__Recorded information__:
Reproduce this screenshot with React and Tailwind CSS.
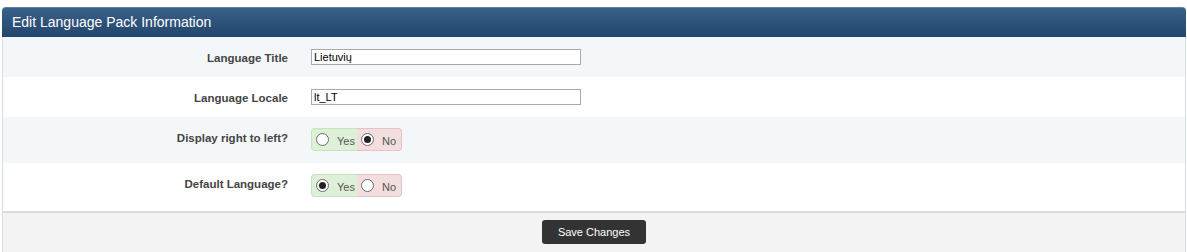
import { useState } from "react";

const rows = [
  { label: "Language Title", type: "text", value: "Lietuvių", h: "h-[40px]", bg: "bg-[#f4f7fa]" },
  { label: "Language Locale", type: "text", value: "lt_LT", h: "h-[40px]", bg: "bg-white" },
  { label: "Display right to left?", type: "yesno", value: "no", h: "h-[46px]", bg: "bg-[#f4f7fa]" },
  { label: "Default Language?", type: "yesno", value: "yes", h: "h-[48px]", bg: "bg-white" },
];

function Radio({ checked }) {
  return (
    <span className="w-[13px] h-[13px] rounded-full border border-[#6b6b6b] bg-white flex items-center justify-center shrink-0">
      {checked && <span className="w-[7px] h-[7px] rounded-full bg-[#222]" />}
    </span>
  );
}

function YesNo({ value }) {
  return (
    <div className="flex h-[23px] text-[11px] text-[#555]">
      <div className="flex items-center gap-[8px] pl-[4px] w-[46px] bg-[#dff0d8] border border-r-0 border-[#c6e4bd] rounded-l-[4px]">
        <Radio checked={value === "yes"} />
        <span className="mt-[3px]">Yes</span>
      </div>
      <div className="flex items-center gap-[8px] pl-[4px] w-[45px] bg-[#f2dede] border border-l-0 border-[#e6c3c3] rounded-r-[4px]">
        <Radio checked={value === "no"} />
        <span className="mt-[3px]">No</span>
      </div>
    </div>
  );
}

export default function App() {
  const [data] = useState(rows);
  return (
    <div className="w-[1187px] h-[252px] bg-white pt-[7px] pl-[2px] pr-[1px] font-['Liberation_Sans',Arial,sans-serif] overflow-hidden">
      <div className="border-l border-r border-[#d3e0ee] rounded-t-[4px]">
        {/* header */}
        <div className="h-[30px] -mx-px rounded-t-[4px] bg-gradient-to-b from-[#3a6189] to-[#23456c] border-t border-[#5a7fa6] flex items-center pl-[10px] text-white text-[14px]">
          Edit Language Pack Information
        </div>

        {data.map((row) => (
          <div key={row.label} className={`flex ${row.h} ${row.bg}`}>
            <div className="w-[285px] text-right font-bold text-[11.5px] text-[#444] pt-[13px]">{row.label}</div>
            <div className={`pl-[23px] ${row.type === "text" ? "pt-[12px]" : "pt-[11px]"}`}>
              {row.type === "text" ? (
                <input
                  defaultValue={row.value}
                  className="block w-[270px] h-[16px] border border-[#aaa] bg-white text-[11px] text-black px-[2px] outline-none"
                />
              ) : (
                <YesNo value={row.value} />
              )}
            </div>
          </div>
        ))}

        {/* footer */}
        <div className="h-[41px] bg-[#f3f3f3] border-t-2 border-[#dcdcdc] flex justify-center items-start pt-[7px]">
          <button className="w-[104px] h-[24px] bg-[#333] rounded-[3px] text-white text-[11px]">Save Changes</button>
        </div>
      </div>
    </div>
  );
}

__Prompt__:
Write out the data precisely as given, excluding the pictures.

__Expected output__:
Reproduce this screenshot with React and Tailwind CSS.
import { useState } from "react";

const rows = [
  { label: "Language Title", type: "text", value: "Lietuvių", h: "h-[40px]", bg: "bg-[#f4f7fa]" },
  { label: "Language Locale", type: "text", value: "lt_LT", h: "h-[40px]", bg: "bg-white" },
  { label: "Display right to left?", type: "yesno", value: "no", h: "h-[46px]", bg: "bg-[#f4f7fa]" },
  { label: "Default Language?", type: "yesno", value: "yes", h: "h-[48px]", bg: "bg-white" },
];

function Radio({ checked }) {
  return (
    <span className="w-[13px] h-[13px] rounded-full border border-[#6b6b6b] bg-white flex items-center justify-center shrink-0">
      {checked && <span className="w-[7px] h-[7px] rounded-full bg-[#222]" />}
    </span>
  );
}

function YesNo({ value }) {
  return (
    <div className="flex h-[23px] text-[11px] text-[#555]">
      <div className="flex items-center gap-[8px] pl-[4px] w-[46px] bg-[#dff0d8] border border-r-0 border-[#c6e4bd] rounded-l-[4px]">
        <Radio checked={value === "yes"} />
        <span className="mt-[3px]">Yes</span>
      </div>
      <div className="flex items-center gap-[8px] pl-[4px] w-[45px] bg-[#f2dede] border border-l-0 border-[#e6c3c3] rounded-r-[4px]">
        <Radio checked={value === "no"} />
        <span className="mt-[3px]">No</span>
      </div>
    </div>
  );
}

export default function App() {
  const [data] = useState(rows);
  return (
    <div className="w-[1187px] h-[252px] bg-white pt-[7px] pl-[2px] pr-[1px] font-['Liberation_Sans',Arial,sans-serif] overflow-hidden">
      <div className="border-l border-r border-[#d3e0ee] rounded-t-[4px]">
        {/* header */}
        <div className="h-[30px] -mx-px rounded-t-[4px] bg-gradient-to-b from-[#3a6189] to-[#23456c] border-t border-[#5a7fa6] flex items-center pl-[10px] text-white text-[14px]">
          Edit Language Pack Information
        </div>

        {data.map((row) => (
          <div key={row.label} className={`flex ${row.h} ${row.bg}`}>
            <div className="w-[285px] text-right font-bold text-[11.5px] text-[#444] pt-[13px]">{row.label}</div>
            <div className={`pl-[23px] ${row.type === "text" ? "pt-[12px]" : "pt-[11px]"}`}>
              {row.type === "text" ? (
                <input
                  defaultValue={row.value}
                  className="block w-[270px] h-[16px] border border-[#aaa] bg-white text-[11px] text-black px-[2px] outline-none"
                />
              ) : (
                <YesNo value={row.value} />
              )}
            </div>
          </div>
        ))}

        {/* footer */}
        <div className="h-[41px] bg-[#f3f3f3] border-t-2 border-[#dcdcdc] flex justify-center items-start pt-[7px]">
          <button className="w-[104px] h-[24px] bg-[#333] rounded-[3px] text-white text-[11px]">Save Changes</button>
        </div>
      </div>
    </div>
  );
}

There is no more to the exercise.